GM still insists on using their archaic daytime headlamp system. I could build that into my Caravan, (if I was too lazy to pull the switch), with a ten-dollar relay that turns on the headlights AND the tail lights whenever the engine is running. GM does that with a computer to pulse the high beams at 80 percent of normal brightness. Shining high beam head lights into people's rear view mirrors is safer than full-brightness low beams? Of course not. And if turning the headlights on automatically for owners too stupid to do that in foggy or other appropriate conditions, why is it NOT just as important to also turn on the tail lights? Could it be the engineers didn't think of that?
There's no denying fit and finish is better on all cars worldwide than decades ago but that has nothing to do with the costs of repair today. We never used to need extended warranties, which are just service contracts, because common repairs didn't take up such a huge chunk of our paychecks. We could still build a clean, fuel efficient car with nothing more than an Engine Computer and fuel injection. If ANY manufacturer would offer that, I would consider trading in my '88 Grand Caravan, but until that day comes, I'm warm in my miserable Wisconsin winter, I have never once been stuck in snow where I couldn't get out by myself, (can't say that about my "redesigned" '95 model), the non-computer-controlled transmission is original and regularly pulls a tandem axle enclosed trailer that's bigger than the van, and I don't even need the trailer brakes to stop quickly. The power windows, locks, mirrors, and seat all work and without any computer involved. The last two repairs involved a used ignition coil and a nine dollar alternator brush assembly and an hour of leisurely labor. What could I possibly gain by buying a new vehicle of any brand?
Believe me, I am no longer a fan of Chrysler products. All of the things they have done that do not benefit their customers have been copied from GM and Ford. Trading "up" to newer doesn't mean better.
Sorry I didn't post the anti-theft system relearn procedure. I'm not familiar with it enough to know which cars that applies to. It's nice that the owner has a way to get the car going again, but explain the value of that system to them when they're late for work and their car won't start. Chrysler has a variety of anti-theft systems that I also stay away from. All of these systems from every manufacturer cause problems for owners. If any manufacturer could design and build a system that was guaranteed to let the car be driven by the owner with the correct key, I'd have no complaint.
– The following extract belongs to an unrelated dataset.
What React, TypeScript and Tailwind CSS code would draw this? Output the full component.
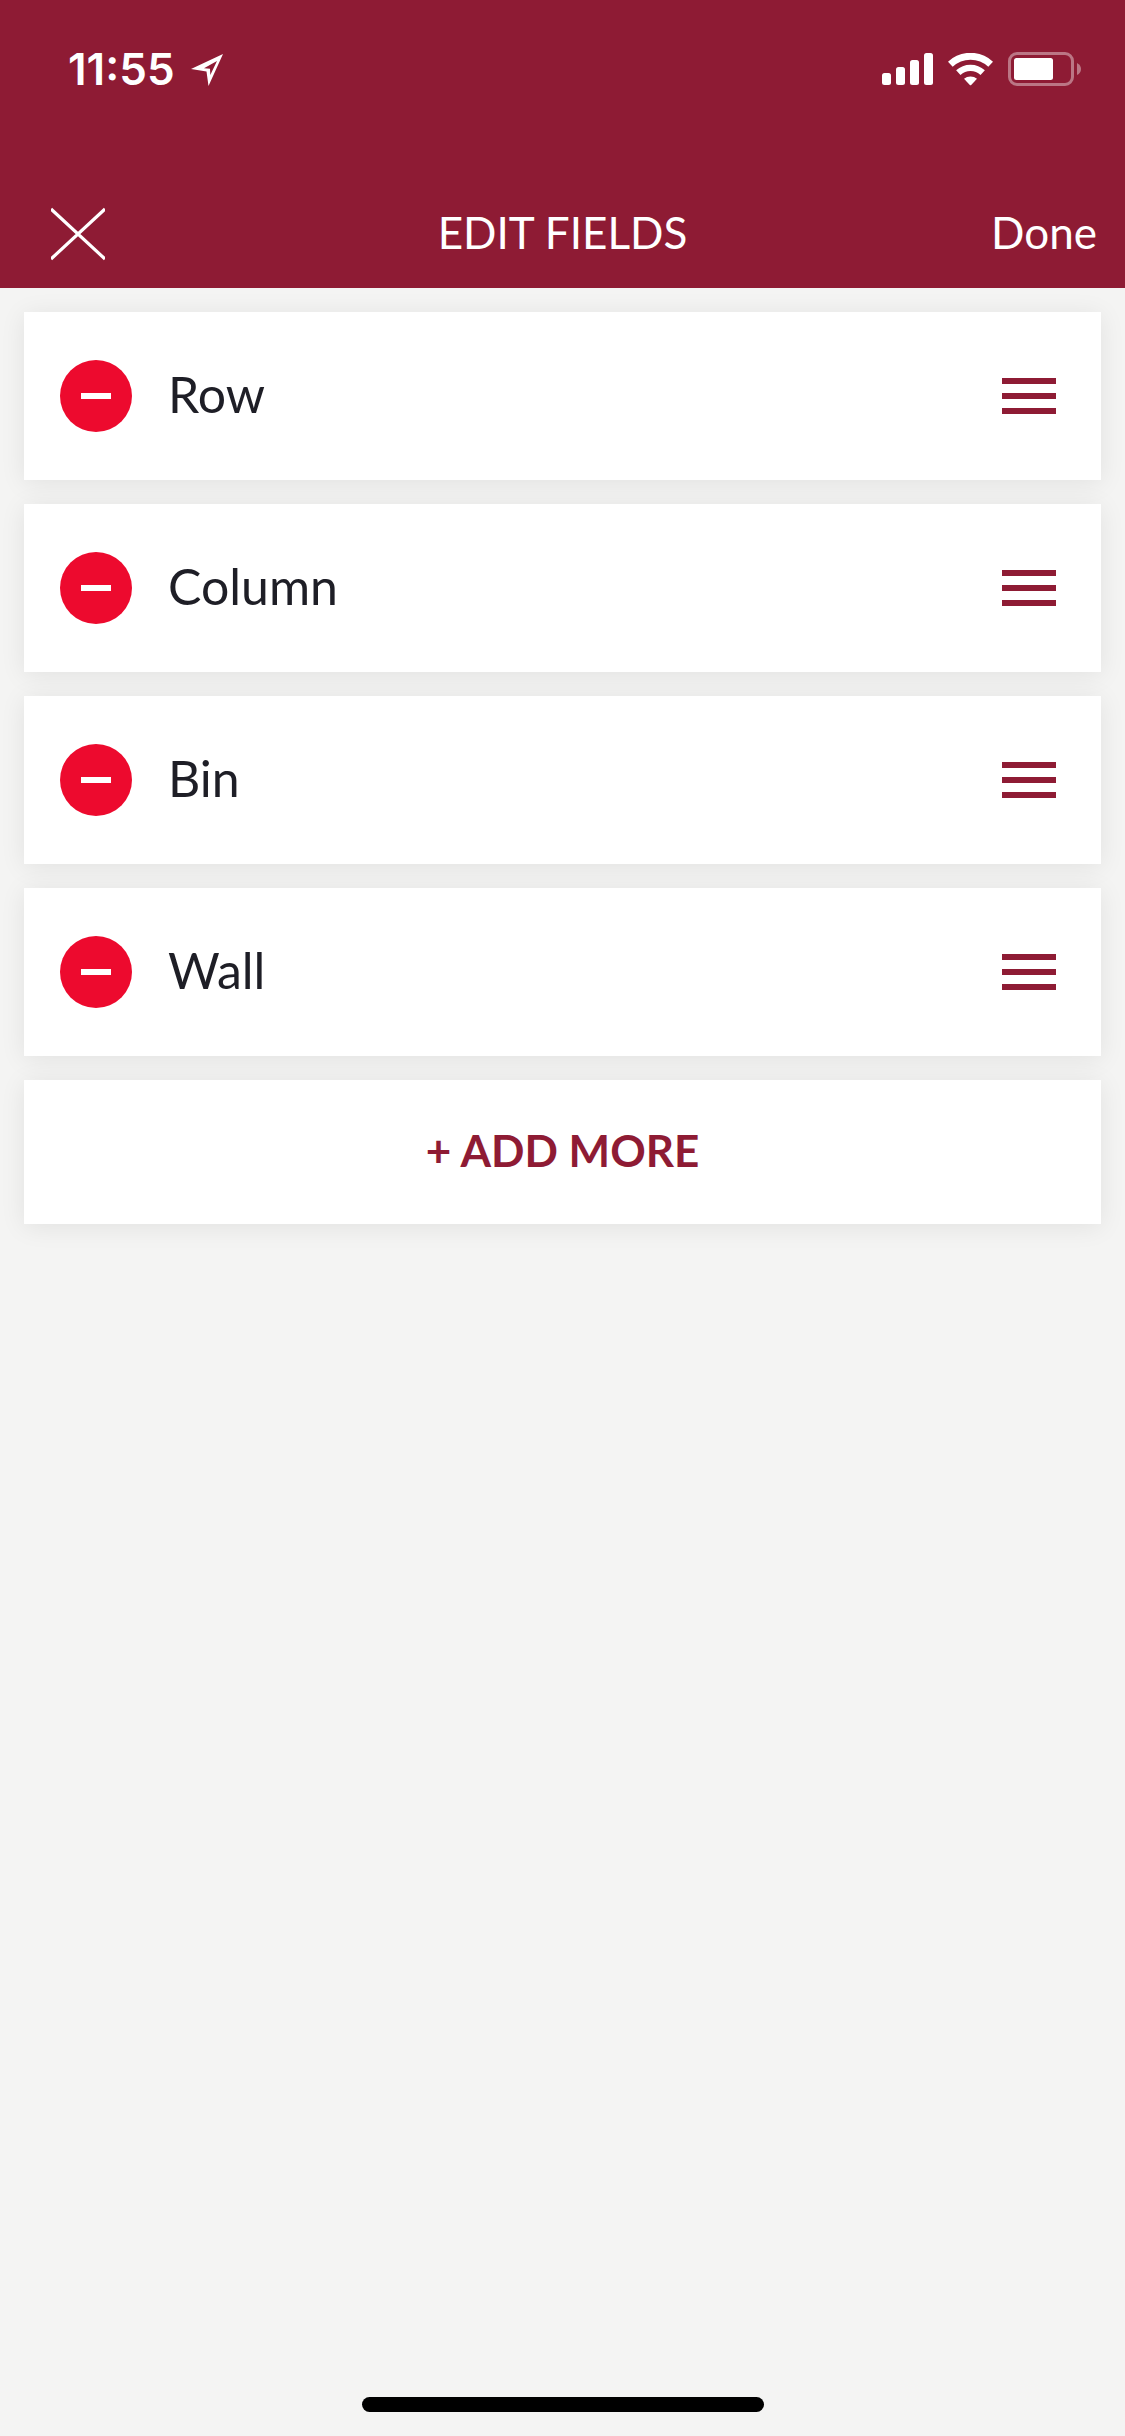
import { useState } from 'react';

const initialFields = ['Row', 'Column', 'Bin', 'Wall'];

function StatusBar() {
  return (
    <div className="flex h-[138px] items-center justify-between pr-11 pl-[68px]">
      <div className="flex items-center gap-4 font-['Inter',sans-serif] text-[44px] leading-none font-semibold">
        <span>11:55</span>
        {/* Location arrow */}
        <svg width="33" height="33" viewBox="0 0 33 33" aria-hidden="true">
          <path
            fill="currentColor"
            fillRule="evenodd"
            d="M0 16 32 1 17.5 33 15.5 18.5ZM13 15.2 19 15.8 19.3 22 26 8Z"
          />
        </svg>
      </div>

      <div className="flex items-center gap-[15px]">
        {/* Signal */}
        <svg width="51" height="33" viewBox="0 0 51 33" fill="currentColor" aria-hidden="true">
          <rect x="0" y="20" width="9" height="12" rx="2.5" />
          <rect x="14" y="14" width="9" height="18" rx="2.5" />
          <rect x="28" y="7" width="9" height="25" rx="2.5" />
          <rect x="42" y="0" width="9" height="32" rx="2.5" />
        </svg>

        {/* Wifi */}
        <svg width="45" height="33" viewBox="0 0 45 33" fill="none" aria-hidden="true">
          <path d="M2.3 11.3a29.5 29.5 0 0 1 40.4 0" stroke="currentColor" strokeWidth="7" />
          <path d="M10.3 19.6a18 18 0 0 1 24.4 0" stroke="currentColor" strokeWidth="6.4" />
          <path d="M16 25.8a10 10 0 0 1 13 0L23.2 32q-.7.6-1.4 0Z" fill="currentColor" />
        </svg>

        {/* Battery */}
        <svg width="73" height="34" viewBox="0 0 73 34" aria-hidden="true">
          <rect
            x="1.5"
            y="1.5"
            width="63"
            height="31"
            rx="7.5"
            fill="none"
            stroke="currentColor"
            strokeOpacity="0.4"
            strokeWidth="3"
          />
          <rect x="6" y="6" width="39" height="22" rx="2.5" fill="currentColor" />
          <path d="M69 11q4 2 4 6t-4 6Z" fill="currentColor" fillOpacity="0.4" />
        </svg>
      </div>
    </div>
  );
}

export default function App() {
  const [fields, setFields] = useState(initialFields);

  const removeField = (name: string) => {
    setFields(fields.filter((field) => field !== name));
  };

  return (
    <div className="flex min-h-screen flex-col bg-[#f4f4f3] font-['Lato',sans-serif] text-[#1e1e26]">
      <header className="bg-[#8e1b34] text-white">
        <StatusBar />
        <nav className="mt-[42px] grid h-[108px] grid-cols-[1fr_auto_1fr] items-center text-[44px] leading-none">
          <button type="button" aria-label="Close" className="ml-[51px] justify-self-start">
            <svg width="54" height="54" viewBox="0 0 54 54" fill="none" aria-hidden="true">
              <path d="M0 2 54 52M54 2 0 52" stroke="currentColor" strokeWidth="3.2" />
            </svg>
          </button>
          <h1 className="pb-1">EDIT FIELDS</h1>
          <button type="button" className="mr-7 justify-self-end pb-1">
            Done
          </button>
        </nav>
      </header>

      <main className="flex flex-col gap-6 p-6">
        <ul className="flex flex-col gap-6">
          {fields.map((field) => (
            <li
              key={field}
              className="flex h-[168px] items-center bg-white pr-[45px] pl-9 shadow-[0_3px_24px_rgba(0,0,0,0.08)]"
            >
              <button
                type="button"
                aria-label={`Remove ${field}`}
                onClick={() => removeField(field)}
                className="flex size-[72px] items-center justify-center rounded-full bg-[#ed0a2e]"
              >
                <span className="h-1.5 w-[30px] bg-white" />
              </button>
              <span className="ml-9 pb-1 text-[50px] leading-none">{field}</span>
              <button
                type="button"
                aria-label={`Reorder ${field}`}
                className="ml-auto flex w-[54px] flex-col gap-[9px]"
              >
                <span className="h-1.5 w-full bg-[#8e1b34]" />
                <span className="h-1.5 w-full bg-[#8e1b34]" />
                <span className="h-1.5 w-full bg-[#8e1b34]" />
              </button>
            </li>
          ))}
        </ul>

        <button
          type="button"
          className="h-36 bg-white pb-1 text-[44px] leading-none font-bold text-[#8e1b34] shadow-[0_3px_24px_rgba(0,0,0,0.08)]"
        >
          + ADD MORE
        </button>
      </main>

      {/* Home indicator */}
      <div className="mx-auto mt-auto mb-6 h-[15px] w-[402px] rounded-full bg-black" />
    </div>
  );
}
The problem is every time we add another computer or another toy, we know the owners are going to have more problems and complaints. But with slick advertising and smooth-talking salespeople, most people can be convinced new cars are a good value.
I've been noticing recently that a lot of cars have a push button starter switch. Don't you find it odd that someone at every manufacturer thought of that toy at the same time? Every manufacturer has high-intensity-discharge head lights which are a severe safety hazard to other drivers, but the fine folks at NHTSA are too stupid to recognize that. Those lights belong on poles in parking lots. Go stand under one and stare at it for a while.
Computers wouldn't even be so bad if we could eliminate or bypass them if we wanted to. Look at the type of vehicle a single mother is driving. All she wants is basic transportation to get to work or school to make a better life for her and her kid. She's driving a fifteen-year-old car. That means she might have a '96 Caravan; you know the one. It's the one with a computer-controlled heater system that loses its mind when the battery is disconnected or run dead. To reprogram it, which can be exceedingly frustrating when everything is working correctly, the AC system must be working. Do you think someone living paycheck to paycheck cares about air conditioning? Not in Wisconsin. But if it doesn't get fixed, the heater controls can't be calibrated to stop the lights from flashing. Besides the ugliness of the body and the strut towers that rust out way too quickly, that heater system and the very troublesome Body Computer are the reasons I will never own one of those piles.
The car designers are a lot like politicians. They've had an awfully long time to get it right but instead of solving problems, they create more. I've had a bunch of students who think it's normal to have $600.00 to $800.00 repair bills on their Grand Ams every six months. When I tell them I grew up with cars that had transmissions that lasted the life of the car, they don't believe me. Sure we have engines today that can go for more than 400,000 miles, but to insure we have problems along the way, we have interference engines now. Boy how we laughed the first time we heard of that stupidity on a LeCar. You can be sure I'll never get suckered into buying a car with that type of engine, but the average owner has no easy way of knowing which cars that applies to.
We have the Midwest Renewable Energy Fair near me every summer and one of the big attractions has to do with home-built electric cars. To get what these owners want, they have to build them themselves, often at a cost similar to buying a factory-built hybrid. But they don't want the factory stuff. They recognize that the Prius is one of the most expensive cars to own. And every one of those hobbyists will tell you about the silly electronics their cars don't need. Prius owners spend thousands of extra dollars to buy the car, then think they're saving the planet by buying a few hundred dollars less worth of gas.
I also live 55 miles from the nation's second largest old car show at Iola, WI. Annual attendance regularly tops 155,000 and almost without exception, everyone I talk with in my swap space hates the electronics on their cars. If the people designing and marketing new cars are so smart, why are they overlooking the wishes of so many people? You can't say people want this junk because they're buying it when there aren't any alternatives. Oh, wait. There is an alternative. I can keep on spending less than 50 bucks a year to keep my '88 model on the road.
Sorry for getting so long-winded again, but manufacturers need to know we're on to their customer-unfriendly business practices, their miserable choice of products, and that they're overlooking what a lot of people want. If someone will build what I want, and allow me to buy a used Engine Computer from a salvage yard without the silly need to program it to my car, I'll buy it.